SOURCE DATA:

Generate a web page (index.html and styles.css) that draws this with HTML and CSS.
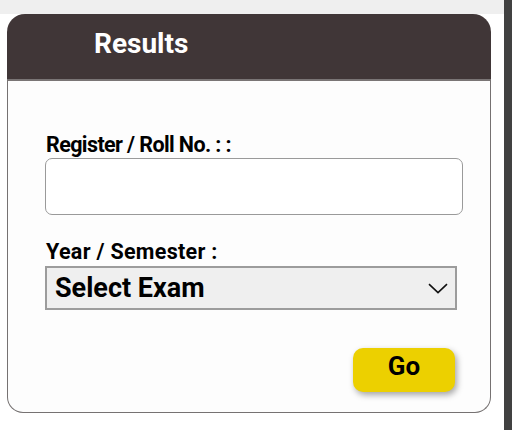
FILE: index.html
```html
<!DOCTYPE html>
<html lang="en">
<head>
<meta charset="utf-8">
<title>Results</title>
<link rel="stylesheet" href="styles.css">
</head>
<body>
<div class="page">
  <main class="main">
    <div class="topbar"></div>
    <section class="card">
      <header class="card-header">
        <h1 class="card-title">Results</h1>
      </header>
      <form class="card-body">
        <label class="field-label label-roll" for="roll">Register / Roll No. : :</label>
        <input class="text-input" id="roll" type="text">
        <label class="field-label label-year" for="exam">Year / Semester :</label>
        <div class="select-box">
          <select class="select" id="exam">
            <option>Select Exam</option>
          </select>
          <svg class="chevron" width="20" height="11" viewBox="0 0 20 11" aria-hidden="true">
            <path d="M1 1.2 L10 9.6 L19 1.2" fill="none" stroke="#111" stroke-width="1.6"/>
          </svg>
        </div>
        <div class="actions">
          <button class="go-btn" type="button">Go</button>
        </div>
      </form>
    </section>
  </main>
  <div class="scrollbar"></div>
</div>
</body>
</html>
```
FILE: styles.css
```css
html, body {
  margin: 0;
  padding: 0;
  background: #ffffff;
  font-family: Roboto, "Liberation Sans", Arial, sans-serif;
}

.page {
  display: flex;
  width: 512px;
  height: 430px;
  overflow: hidden;
}

.main {
  flex: 1;
  display: flex;
  flex-direction: column;
}

.scrollbar {
  width: 8px;
  background: #414141;
}

.topbar {
  height: 14px;
  background: #efefef;
}

.card {
  margin-left: 7px;
  width: 484px;
  display: flex;
  flex-direction: column;
}

.card-header {
  background: #403637;
  height: 65px;
  border-radius: 18px 18px 0 0;
  padding-left: 87px;
  display: flex;
  align-items: flex-start;
}

.card-title {
  margin: 0;
  padding-top: 13px;
  font-size: 28px;
  line-height: 33px;
  font-weight: 700;
  color: #ffffff;
}

.card-body {
  margin: 0;
  border: 1px solid #767272;
  border-top: 2px solid #7a7575;
  border-radius: 0 0 16px 16px;
  background: #fdfdfd;
  padding: 52px 0 19px 37px;
  display: flex;
  flex-direction: column;
  align-items: flex-start;
  height: 334px;
  box-sizing: border-box;
}

.field-label {
  display: block;
  font-size: 21.5px;
  line-height: 24px;
  font-weight: 700;
  color: #000000;
  padding-left: 1px;
  margin-bottom: 1px;
}

.label-roll {
  letter-spacing: -0.6px;
}

.label-year {
  letter-spacing: 0.3px;
  margin-top: 25px;
  margin-bottom: 2px;
}

.text-input {
  width: 418px;
  height: 57px;
  box-sizing: border-box;
  border: 1.5px solid #9a9a9a;
  border-radius: 7px;
  background: #ffffff;
  margin: 0;
  font-size: 20px;
  font-family: inherit;
}

.select-box {
  width: 412px;
  height: 44px;
  box-sizing: border-box;
  border: 2px solid #9c9c9c;
  background: #efefef;
  display: flex;
  align-items: center;
  padding-right: 7px;
}

.select {
  flex: 1;
  appearance: none;
  -webkit-appearance: none;
  border: none;
  background: transparent;
  font-family: inherit;
  font-size: 27px;
  font-weight: 700;
  color: #000000;
  padding: 0 0 0 8px;
  margin: 0;
  height: 40px;
  outline: none;
}

.chevron {
  display: block;
  margin-top: 1px;
}

.actions {
  align-self: stretch;
  display: flex;
  justify-content: flex-end;
  padding-right: 35px;
  margin-top: 38px;
}

.go-btn {
  width: 102px;
  height: 44px;
  border: none;
  border-radius: 10px;
  background: #ecd000;
  color: #000000;
  font-family: inherit;
  font-size: 26px;
  font-weight: 700;
  line-height: 30px;
  box-shadow: 2px 3px 6px rgba(0, 0, 0, 0.35);
  padding: 0 0 8px 0;
  cursor: pointer;
}
```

DIRECTIONS:
Within the material above, find the lines that contain the word "styles"; copy them.

SOLUTION FOR THIS PROBLEM:
Generate a web page (index.html and styles.css) that draws this with HTML and CSS.
<link rel="stylesheet" href="styles.css">
FILE: styles.css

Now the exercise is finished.